• **Data shown**

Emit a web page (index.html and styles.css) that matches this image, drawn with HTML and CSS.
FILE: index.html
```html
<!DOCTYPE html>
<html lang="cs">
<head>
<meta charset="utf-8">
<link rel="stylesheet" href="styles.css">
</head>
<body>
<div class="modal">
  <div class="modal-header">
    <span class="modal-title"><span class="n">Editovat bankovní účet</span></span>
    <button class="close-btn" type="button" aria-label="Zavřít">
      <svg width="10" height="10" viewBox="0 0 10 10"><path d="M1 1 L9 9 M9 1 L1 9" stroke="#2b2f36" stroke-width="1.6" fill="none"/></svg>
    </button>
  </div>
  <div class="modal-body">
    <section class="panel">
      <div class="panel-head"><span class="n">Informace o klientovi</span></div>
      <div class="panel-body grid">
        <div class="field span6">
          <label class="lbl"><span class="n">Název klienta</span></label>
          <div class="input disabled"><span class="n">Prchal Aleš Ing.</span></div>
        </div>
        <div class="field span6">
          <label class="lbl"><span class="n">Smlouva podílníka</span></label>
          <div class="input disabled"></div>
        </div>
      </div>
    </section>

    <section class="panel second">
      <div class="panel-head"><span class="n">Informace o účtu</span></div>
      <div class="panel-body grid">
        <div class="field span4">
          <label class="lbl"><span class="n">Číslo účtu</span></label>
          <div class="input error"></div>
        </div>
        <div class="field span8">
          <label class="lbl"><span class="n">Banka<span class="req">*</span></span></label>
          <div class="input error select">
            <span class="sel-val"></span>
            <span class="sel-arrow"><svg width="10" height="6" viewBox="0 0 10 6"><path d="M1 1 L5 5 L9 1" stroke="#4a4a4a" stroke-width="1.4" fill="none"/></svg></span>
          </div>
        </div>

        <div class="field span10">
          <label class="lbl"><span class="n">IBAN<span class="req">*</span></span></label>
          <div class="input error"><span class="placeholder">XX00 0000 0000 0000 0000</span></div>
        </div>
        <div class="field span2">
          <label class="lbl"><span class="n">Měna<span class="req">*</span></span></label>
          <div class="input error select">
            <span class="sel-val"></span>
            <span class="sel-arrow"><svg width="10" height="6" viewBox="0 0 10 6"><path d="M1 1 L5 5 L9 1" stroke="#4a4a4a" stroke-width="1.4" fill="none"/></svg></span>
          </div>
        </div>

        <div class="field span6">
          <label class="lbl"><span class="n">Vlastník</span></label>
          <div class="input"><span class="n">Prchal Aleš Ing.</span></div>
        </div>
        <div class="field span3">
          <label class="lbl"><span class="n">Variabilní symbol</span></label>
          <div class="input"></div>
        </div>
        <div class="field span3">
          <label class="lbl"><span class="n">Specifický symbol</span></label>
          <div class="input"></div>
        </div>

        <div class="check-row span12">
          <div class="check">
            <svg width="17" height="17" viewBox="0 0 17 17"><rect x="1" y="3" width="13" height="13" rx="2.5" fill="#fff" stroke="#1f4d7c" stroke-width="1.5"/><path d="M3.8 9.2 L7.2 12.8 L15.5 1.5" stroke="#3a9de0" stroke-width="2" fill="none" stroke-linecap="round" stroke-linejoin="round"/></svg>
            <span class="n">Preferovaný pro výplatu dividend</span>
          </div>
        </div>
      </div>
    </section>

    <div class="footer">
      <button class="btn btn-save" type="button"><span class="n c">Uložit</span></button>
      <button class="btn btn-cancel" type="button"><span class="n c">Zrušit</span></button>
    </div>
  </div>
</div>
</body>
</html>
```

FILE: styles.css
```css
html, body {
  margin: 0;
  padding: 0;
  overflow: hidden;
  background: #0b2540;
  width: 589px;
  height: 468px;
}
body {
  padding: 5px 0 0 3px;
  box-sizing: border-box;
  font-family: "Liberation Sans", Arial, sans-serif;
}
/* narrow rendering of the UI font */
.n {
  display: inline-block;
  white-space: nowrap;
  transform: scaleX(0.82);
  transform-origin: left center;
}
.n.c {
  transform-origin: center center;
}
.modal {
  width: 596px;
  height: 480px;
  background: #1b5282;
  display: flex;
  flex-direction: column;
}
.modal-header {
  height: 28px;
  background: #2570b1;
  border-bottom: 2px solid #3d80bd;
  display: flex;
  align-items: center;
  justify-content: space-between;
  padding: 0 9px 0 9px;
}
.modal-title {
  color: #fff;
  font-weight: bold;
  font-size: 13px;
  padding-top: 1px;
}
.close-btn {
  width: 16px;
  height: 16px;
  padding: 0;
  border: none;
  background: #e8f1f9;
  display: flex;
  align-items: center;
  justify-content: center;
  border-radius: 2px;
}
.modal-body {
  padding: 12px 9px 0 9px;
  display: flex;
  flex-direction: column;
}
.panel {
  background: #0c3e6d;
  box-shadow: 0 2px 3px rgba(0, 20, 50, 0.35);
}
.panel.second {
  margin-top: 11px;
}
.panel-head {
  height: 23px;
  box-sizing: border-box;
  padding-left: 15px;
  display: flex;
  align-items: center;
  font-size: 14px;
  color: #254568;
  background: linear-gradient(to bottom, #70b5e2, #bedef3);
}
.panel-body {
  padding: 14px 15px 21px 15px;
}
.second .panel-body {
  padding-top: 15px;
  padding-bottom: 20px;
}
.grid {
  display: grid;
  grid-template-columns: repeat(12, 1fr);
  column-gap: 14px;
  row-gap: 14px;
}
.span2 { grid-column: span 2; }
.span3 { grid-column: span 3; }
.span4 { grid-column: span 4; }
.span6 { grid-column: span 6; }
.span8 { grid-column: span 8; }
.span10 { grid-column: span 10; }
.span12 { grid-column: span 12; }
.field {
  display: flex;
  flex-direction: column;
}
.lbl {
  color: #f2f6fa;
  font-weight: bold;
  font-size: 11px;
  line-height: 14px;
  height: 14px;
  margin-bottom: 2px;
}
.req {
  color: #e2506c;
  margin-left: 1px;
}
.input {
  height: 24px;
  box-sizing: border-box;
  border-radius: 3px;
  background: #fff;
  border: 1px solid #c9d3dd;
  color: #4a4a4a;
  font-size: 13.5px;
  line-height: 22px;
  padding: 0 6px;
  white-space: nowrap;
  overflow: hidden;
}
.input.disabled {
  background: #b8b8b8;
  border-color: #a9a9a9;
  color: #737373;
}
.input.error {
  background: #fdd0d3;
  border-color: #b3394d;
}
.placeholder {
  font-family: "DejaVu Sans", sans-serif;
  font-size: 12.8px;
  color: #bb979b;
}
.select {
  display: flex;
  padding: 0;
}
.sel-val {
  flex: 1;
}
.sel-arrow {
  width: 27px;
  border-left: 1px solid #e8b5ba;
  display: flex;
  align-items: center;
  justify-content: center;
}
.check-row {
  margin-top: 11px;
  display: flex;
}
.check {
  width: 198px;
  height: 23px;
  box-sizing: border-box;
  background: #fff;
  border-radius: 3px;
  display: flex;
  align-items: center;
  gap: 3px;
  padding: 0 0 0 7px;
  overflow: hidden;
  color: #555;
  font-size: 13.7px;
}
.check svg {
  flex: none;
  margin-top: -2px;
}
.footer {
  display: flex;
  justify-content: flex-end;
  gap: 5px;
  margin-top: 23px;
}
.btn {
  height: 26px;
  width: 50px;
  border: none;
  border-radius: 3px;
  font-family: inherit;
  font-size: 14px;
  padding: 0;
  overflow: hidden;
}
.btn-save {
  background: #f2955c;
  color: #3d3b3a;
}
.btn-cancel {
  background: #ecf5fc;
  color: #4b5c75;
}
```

• **Task statement**
Each line of the material above needs to be quoted exactly, please.

• **Final result**
Emit a web page (index.html and styles.css) that matches this image, drawn with HTML and CSS.
FILE: index.html
```html
<!DOCTYPE html>
<html lang="cs">
<head>
<meta charset="utf-8">
<link rel="stylesheet" href="styles.css">
</head>
<body>
<div class="modal">
  <div class="modal-header">
    <span class="modal-title"><span class="n">Editovat bankovní účet</span></span>
    <button class="close-btn" type="button" aria-label="Zavřít">
      <svg width="10" height="10" viewBox="0 0 10 10"><path d="M1 1 L9 9 M9 1 L1 9" stroke="#2b2f36" stroke-width="1.6" fill="none"/></svg>
    </button>
  </div>
  <div class="modal-body">
    <section class="panel">
      <div class="panel-head"><span class="n">Informace o klientovi</span></div>
      <div class="panel-body grid">
        <div class="field span6">
          <label class="lbl"><span class="n">Název klienta</span></label>
          <div class="input disabled"><span class="n">Prchal Aleš Ing.</span></div>
        </div>
        <div class="field span6">
          <label class="lbl"><span class="n">Smlouva podílníka</span></label>
          <div class="input disabled"></div>
        </div>
      </div>
    </section>

    <section class="panel second">
      <div class="panel-head"><span class="n">Informace o účtu</span></div>
      <div class="panel-body grid">
        <div class="field span4">
          <label class="lbl"><span class="n">Číslo účtu</span></label>
          <div class="input error"></div>
        </div>
        <div class="field span8">
          <label class="lbl"><span class="n">Banka<span class="req">*</span></span></label>
          <div class="input error select">
            <span class="sel-val"></span>
            <span class="sel-arrow"><svg width="10" height="6" viewBox="0 0 10 6"><path d="M1 1 L5 5 L9 1" stroke="#4a4a4a" stroke-width="1.4" fill="none"/></svg></span>
          </div>
        </div>

        <div class="field span10">
          <label class="lbl"><span class="n">IBAN<span class="req">*</span></span></label>
          <div class="input error"><span class="placeholder">XX00 0000 0000 0000 0000</span></div>
        </div>
        <div class="field span2">
          <label class="lbl"><span class="n">Měna<span class="req">*</span></span></label>
          <div class="input error select">
            <span class="sel-val"></span>
            <span class="sel-arrow"><svg width="10" height="6" viewBox="0 0 10 6"><path d="M1 1 L5 5 L9 1" stroke="#4a4a4a" stroke-width="1.4" fill="none"/></svg></span>
          </div>
        </div>

        <div class="field span6">
          <label class="lbl"><span class="n">Vlastník</span></label>
          <div class="input"><span class="n">Prchal Aleš Ing.</span></div>
        </div>
        <div class="field span3">
          <label class="lbl"><span class="n">Variabilní symbol</span></label>
          <div class="input"></div>
        </div>
        <div class="field span3">
          <label class="lbl"><span class="n">Specifický symbol</span></label>
          <div class="input"></div>
        </div>

        <div class="check-row span12">
          <div class="check">
            <svg width="17" height="17" viewBox="0 0 17 17"><rect x="1" y="3" width="13" height="13" rx="2.5" fill="#fff" stroke="#1f4d7c" stroke-width="1.5"/><path d="M3.8 9.2 L7.2 12.8 L15.5 1.5" stroke="#3a9de0" stroke-width="2" fill="none" stroke-linecap="round" stroke-linejoin="round"/></svg>
            <span class="n">Preferovaný pro výplatu dividend</span>
          </div>
        </div>
      </div>
    </section>

    <div class="footer">
      <button class="btn btn-save" type="button"><span class="n c">Uložit</span></button>
      <button class="btn btn-cancel" type="button"><span class="n c">Zrušit</span></button>
    </div>
  </div>
</div>
</body>
</html>
```

FILE: styles.css
```css
html, body {
  margin: 0;
  padding: 0;
  overflow: hidden;
  background: #0b2540;
  width: 589px;
  height: 468px;
}
body {
  padding: 5px 0 0 3px;
  box-sizing: border-box;
  font-family: "Liberation Sans", Arial, sans-serif;
}
/* narrow rendering of the UI font */
.n {
  display: inline-block;
  white-space: nowrap;
  transform: scaleX(0.82);
  transform-origin: left center;
}
.n.c {
  transform-origin: center center;
}
.modal {
  width: 596px;
  height: 480px;
  background: #1b5282;
  display: flex;
  flex-direction: column;
}
.modal-header {
  height: 28px;
  background: #2570b1;
  border-bottom: 2px solid #3d80bd;
  display: flex;
  align-items: center;
  justify-content: space-between;
  padding: 0 9px 0 9px;
}
.modal-title {
  color: #fff;
  font-weight: bold;
  font-size: 13px;
  padding-top: 1px;
}
.close-btn {
  width: 16px;
  height: 16px;
  padding: 0;
  border: none;
  background: #e8f1f9;
  display: flex;
  align-items: center;
  justify-content: center;
  border-radius: 2px;
}
.modal-body {
  padding: 12px 9px 0 9px;
  display: flex;
  flex-direction: column;
}
.panel {
  background: #0c3e6d;
  box-shadow: 0 2px 3px rgba(0, 20, 50, 0.35);
}
.panel.second {
  margin-top: 11px;
}
.panel-head {
  height: 23px;
  box-sizing: border-box;
  padding-left: 15px;
  display: flex;
  align-items: center;
  font-size: 14px;
  color: #254568;
  background: linear-gradient(to bottom, #70b5e2, #bedef3);
}
.panel-body {
  padding: 14px 15px 21px 15px;
}
.second .panel-body {
  padding-top: 15px;
  padding-bottom: 20px;
}
.grid {
  display: grid;
  grid-template-columns: repeat(12, 1fr);
  column-gap: 14px;
  row-gap: 14px;
}
.span2 { grid-column: span 2; }
.span3 { grid-column: span 3; }
.span4 { grid-column: span 4; }
.span6 { grid-column: span 6; }
.span8 { grid-column: span 8; }
.span10 { grid-column: span 10; }
.span12 { grid-column: span 12; }
.field {
  display: flex;
  flex-direction: column;
}
.lbl {
  color: #f2f6fa;
  font-weight: bold;
  font-size: 11px;
  line-height: 14px;
  height: 14px;
  margin-bottom: 2px;
}
.req {
  color: #e2506c;
  margin-left: 1px;
}
.input {
  height: 24px;
  box-sizing: border-box;
  border-radius: 3px;
  background: #fff;
  border: 1px solid #c9d3dd;
  color: #4a4a4a;
  font-size: 13.5px;
  line-height: 22px;
  padding: 0 6px;
  white-space: nowrap;
  overflow: hidden;
}
.input.disabled {
  background: #b8b8b8;
  border-color: #a9a9a9;
  color: #737373;
}
.input.error {
  background: #fdd0d3;
  border-color: #b3394d;
}
.placeholder {
  font-family: "DejaVu Sans", sans-serif;
  font-size: 12.8px;
  color: #bb979b;
}
.select {
  display: flex;
  padding: 0;
}
.sel-val {
  flex: 1;
}
.sel-arrow {
  width: 27px;
  border-left: 1px solid #e8b5ba;
  display: flex;
  align-items: center;
  justify-content: center;
}
.check-row {
  margin-top: 11px;
  display: flex;
}
.check {
  width: 198px;
  height: 23px;
  box-sizing: border-box;
  background: #fff;
  border-radius: 3px;
  display: flex;
  align-items: center;
  gap: 3px;
  padding: 0 0 0 7px;
  overflow: hidden;
  color: #555;
  font-size: 13.7px;
}
.check svg {
  flex: none;
  margin-top: -2px;
}
.footer {
  display: flex;
  justify-content: flex-end;
  gap: 5px;
  margin-top: 23px;
}
.btn {
  height: 26px;
  width: 50px;
  border: none;
  border-radius: 3px;
  font-family: inherit;
  font-size: 14px;
  padding: 0;
  overflow: hidden;
}
.btn-save {
  background: #f2955c;
  color: #3d3b3a;
}
.btn-cancel {
  background: #ecf5fc;
  color: #4b5c75;
}
```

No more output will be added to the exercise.